Request.
Copy out the lines that have "screenshot" in them.

Material for this exercise.
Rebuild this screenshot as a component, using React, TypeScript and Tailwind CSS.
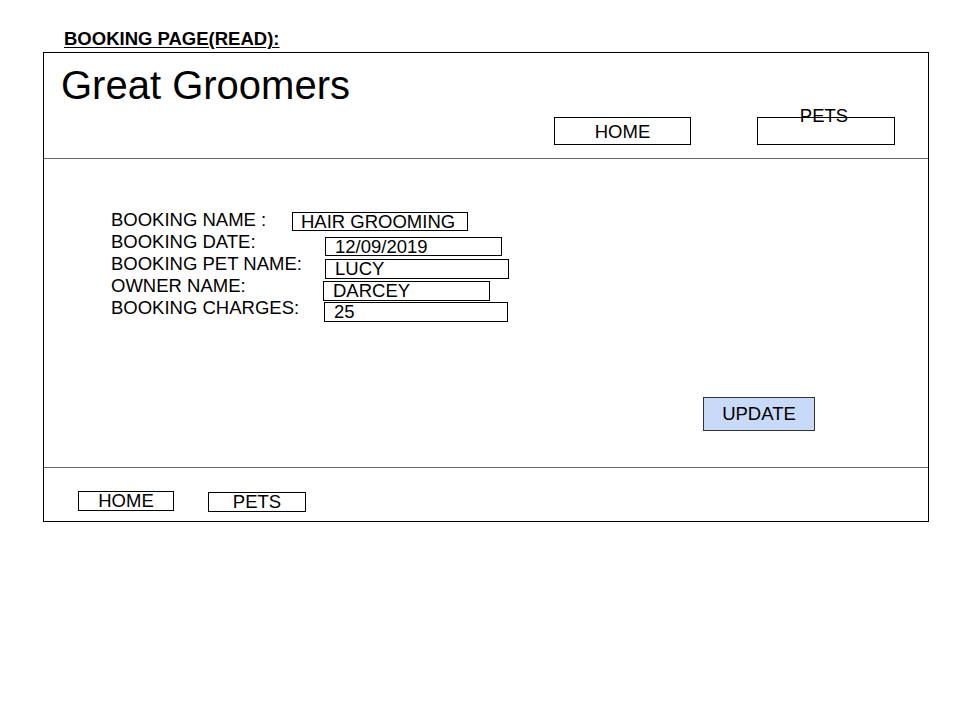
const FIELDS = [
  { label: 'BOOKING NAME :', value: 'HAIR GROOMING', labelW: 'w-[181px]', box: 'mt-[3px] w-[176px] h-[19px] pl-[8px]' },
  { label: 'BOOKING DATE:', value: '12/09/2019', labelW: 'w-[214px]', box: 'mt-[6px] w-[177px] h-[19px] pl-[9px]' },
  { label: 'BOOKING PET NAME:', value: 'LUCY', labelW: 'w-[214px]', box: 'mt-[6px] w-[184px] h-[20px] pl-[9px]' },
  { label: 'OWNER NAME:', value: 'DARCEY', labelW: 'w-[212px]', box: 'mt-[6px] w-[167px] h-[20px] pl-[9px]' },
  { label: 'BOOKING CHARGES:', value: '25', labelW: 'w-[213px]', box: 'mt-[5px] w-[184px] h-[20px] pl-[9px]' },
]

export default function App() {
  return (
    <div className="w-[960px] h-[720px] bg-white text-black font-['Liberation_Sans',Arial,sans-serif] pt-[29px]">
      {/* page caption */}
      <div className="ml-[64px] text-[18.5px] leading-[20px] font-bold underline underline-offset-[2px]">
        BOOKING PAGE(READ):
      </div>

      <div className="ml-[43px] mt-[3px] w-[886px] h-[470px] border border-black flex flex-col">
        {/* ── Header ───────────────────────── */}
        <div className="h-[106px] border-b border-[#666] flex flex-col">
          <div className="pl-[17px] pt-[9px] text-[40px] leading-[46px]">Great Groomers</div>
          <div className="mt-[9px] ml-[510px] flex text-[18.5px]">
            <div className="w-[137px] h-[28px] border border-black text-center leading-[27px]">HOME</div>
            <div className="relative ml-[66px] w-[138px] h-[28px] border border-black">
              <span className="absolute left-0 right-[4px] -top-[12px] text-center leading-[20px]">PETS</span>
            </div>
          </div>
        </div>

        {/* ── Booking details ──────────────── */}
        <div className="h-[309px] border-b border-[#666] pt-[50px] pl-[67px] flex flex-col text-[18.5px]">
          {FIELDS.map((f) => (
            <div key={f.label} className="h-[22px] flex items-start">
              <div className={`${f.labelW} leading-[22px] whitespace-nowrap`}>{f.label}</div>
              <div className={`${f.box} border border-black leading-[18px] whitespace-nowrap`}>{f.value}</div>
            </div>
          ))}
          <div className="mt-[78px] ml-[592px] w-[112px] h-[34px] border border-[#333] bg-[#c9daf8] text-center leading-[32px]">
            UPDATE
          </div>
        </div>

        {/* ── Footer ───────────────────────── */}
        <div className="flex-1 pl-[34px] pt-[23px] flex items-start text-[18.5px]">
          <div className="w-[96px] h-[20px] border border-black text-center leading-[18px]">HOME</div>
          <div className="ml-[34px] mt-[1px] w-[98px] h-[20px] border border-black text-center leading-[18px]">PETS</div>
        </div>
      </div>
    </div>
  )
}
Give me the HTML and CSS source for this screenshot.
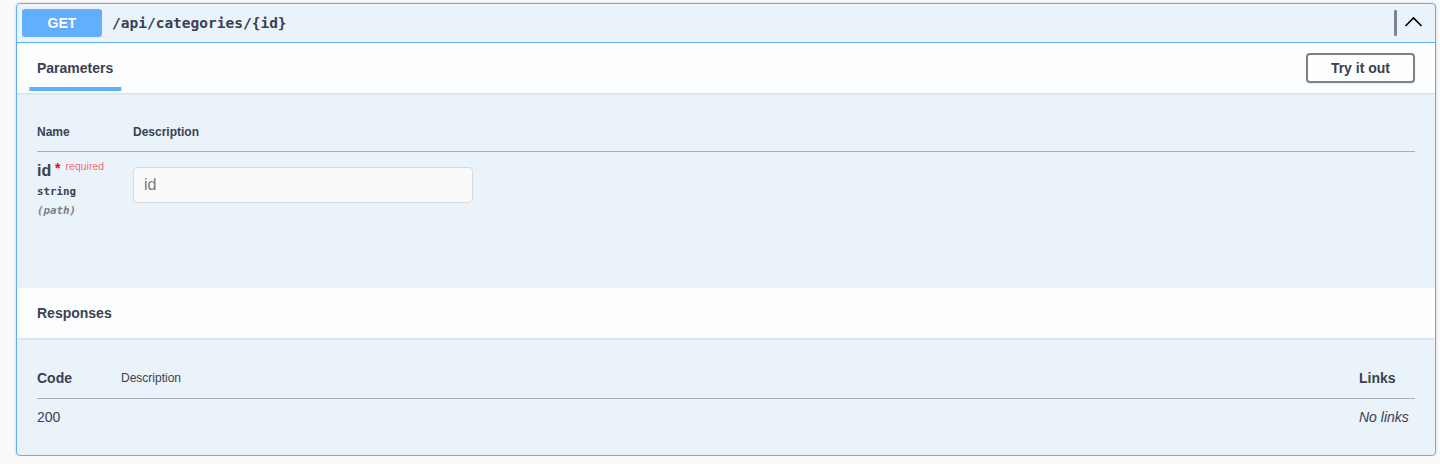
FILE: index.html
```html
<!DOCTYPE html>
<html lang="en">
<head>
<meta charset="utf-8">
<title>GET /api/categories/{id}</title>
<link rel="stylesheet" href="styles.css">
</head>
<body>
<div class="opblock">
  <div class="summary">
    <span class="method">GET</span>
    <span class="path">/api/categories/{id}</span>
    <span class="spacer"></span>
    <span class="copy-bar"></span>
    <svg class="arrow" width="20" height="20" viewBox="0 0 20 20"><polyline points="1.5,13 9.5,5 17.5,13" fill="none" stroke="#000" stroke-width="1.6"/></svg>
  </div>

  <div class="section-header">
    <div class="tab-item"><h4><span>Parameters</span></h4></div>
    <button class="try-out">Try it out</button>
  </div>
  <div class="table-container">
    <table class="params">
      <thead>
        <tr><th class="col-name">Name</th><th>Description</th></tr>
      </thead>
      <tbody>
        <tr>
          <td class="col-name">
            <div class="param-name">id<span class="star">&nbsp;*</span><span class="req">required</span></div>
            <div class="param-type">string</div>
            <div class="param-in">(path)</div>
          </td>
          <td><input class="param-input" type="text" placeholder="id"></td>
        </tr>
      </tbody>
    </table>
  </div>

  <div class="section-header responses-header">
    <h4>Responses</h4>
  </div>
  <div class="table-container">
    <table class="responses">
      <thead>
        <tr><th class="col-code">Code</th><th class="col-desc">Description</th><th class="col-links">Links</th></tr>
      </thead>
      <tbody>
        <tr><td class="col-code">200</td><td></td><td class="col-links"><i>No links</i></td></tr>
      </tbody>
    </table>
  </div>
</div>
</body>
</html>
```

FILE: styles.css
```css
* { box-sizing: border-box; }
html, body { margin: 0; }
body {
  background: #fafafa;
  padding: 3px 4px 0 16px;
  font-family: "Liberation Sans", Arial, sans-serif;
  color: #3b4151;
}
.opblock {
  width: 1420px;
  border: 1px solid #61affe;
  border-radius: 4px;
  background: rgba(97, 175, 254, 0.1);
  box-shadow: 0 0 3px rgba(0, 0, 0, 0.19);
}
.summary {
  display: flex;
  align-items: center;
  padding: 5px;
  border-bottom: 1px solid #61affe;
}
.method {
  display: inline-block;
  min-width: 80px;
  padding: 6px 0;
  line-height: 16px;
  font-size: 14px;
  font-weight: 700;
  text-align: center;
  color: #fff;
  background: #61affe;
  border-radius: 3px;
  text-shadow: 0 1px 0 rgba(0, 0, 0, 0.1);
}
.path {
  padding: 0 10px;
  font-family: "DejaVu Sans Mono", monospace;
  font-size: 14.5px;
  font-weight: 700;
  color: #3b4151;
}
.spacer { flex: 1; }
.copy-bar {
  width: 3px;
  height: 26px;
  background: #7e8290;
  border-radius: 1px;
  margin-right: 7px;
}
.arrow { display: block; margin-right: 6px; }

.section-header {
  display: flex;
  align-items: center;
  min-height: 50px;
  padding: 8px 20px;
  background: rgba(255, 255, 255, 0.8);
  box-shadow: 0 1px 2px rgba(0, 0, 0, 0.1);
}
.section-header h4 {
  margin: 0;
  font-size: 14px;
  font-weight: 700;
  line-height: 16px;
}
.tab-item { flex: 1; }
.tab-item span { position: relative; }
.tab-item span::after {
  content: "";
  position: absolute;
  left: 50%;
  bottom: -15px;
  width: 120%;
  height: 4px;
  transform: translateX(-50%);
  background: #61affe;
}
.try-out {
  font-family: "Liberation Sans", Arial, sans-serif;
  font-size: 14px;
  font-weight: 700;
  line-height: 16px;
  color: #3b4151;
  background: transparent;
  border: 2px solid gray;
  border-radius: 4px;
  padding: 5px 23px;
  box-shadow: 0 1px 2px rgba(0, 0, 0, 0.1);
}

.table-container { padding: 20px; }
table { width: 100%; border-collapse: collapse; }
th {
  text-align: left;
  padding: 12px 0;
  font-size: 12px;
  font-weight: 700;
  line-height: 14px;
  border-bottom: 1px solid #a9afba;
}
td { vertical-align: top; padding: 10px 0 0; }

.params .col-name { width: 96px; }
.params td { padding-bottom: 50px; }
.param-name {
  font-size: 16px;
  font-weight: 700;
  line-height: 18px;
}
.star { color: red; font-size: 14px; line-height: 0; vertical-align: 3px; }
.req {
  font-size: 10.5px;
  font-weight: 400;
  line-height: 0;
  color: rgba(255, 0, 0, 0.6);
  padding: 0 5px;
  vertical-align: 6px;
}
.param-type {
  font-family: "DejaVu Sans Mono", monospace;
  font-size: 10.8px;
  font-weight: 700;
  line-height: 14px;
  padding: 5px 0;
}
.param-in {
  font-family: "DejaVu Sans Mono", monospace;
  font-size: 10.8px;
  font-weight: 700;
  font-style: italic;
  line-height: 14px;
  color: #808080;
}
.param-input {
  display: block;
  width: 340px;
  margin: 5px 0;
  padding: 8px 10px;
  font-family: "Liberation Sans", Arial, sans-serif;
  font-size: 16px;
  line-height: 18px;
  border: 1px solid #d9d9d9;
  border-radius: 4px;
  background: #fafafa;
  color: #3b4151;
}
.param-input::placeholder { color: #7a7a7a; }

.responses th.col-code { width: 84px; font-size: 14px; line-height: 16px; }
.responses th.col-desc { font-weight: 400; }
.responses th.col-links { width: 56px; font-size: 14px; line-height: 16px; }
.responses td { font-size: 14px; line-height: 16px; padding-bottom: 10px; }
```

Reply to the task.
Rebuild this screenshot as a component, using React, TypeScript and Tailwind CSS.
Give me the HTML and CSS source for this screenshot.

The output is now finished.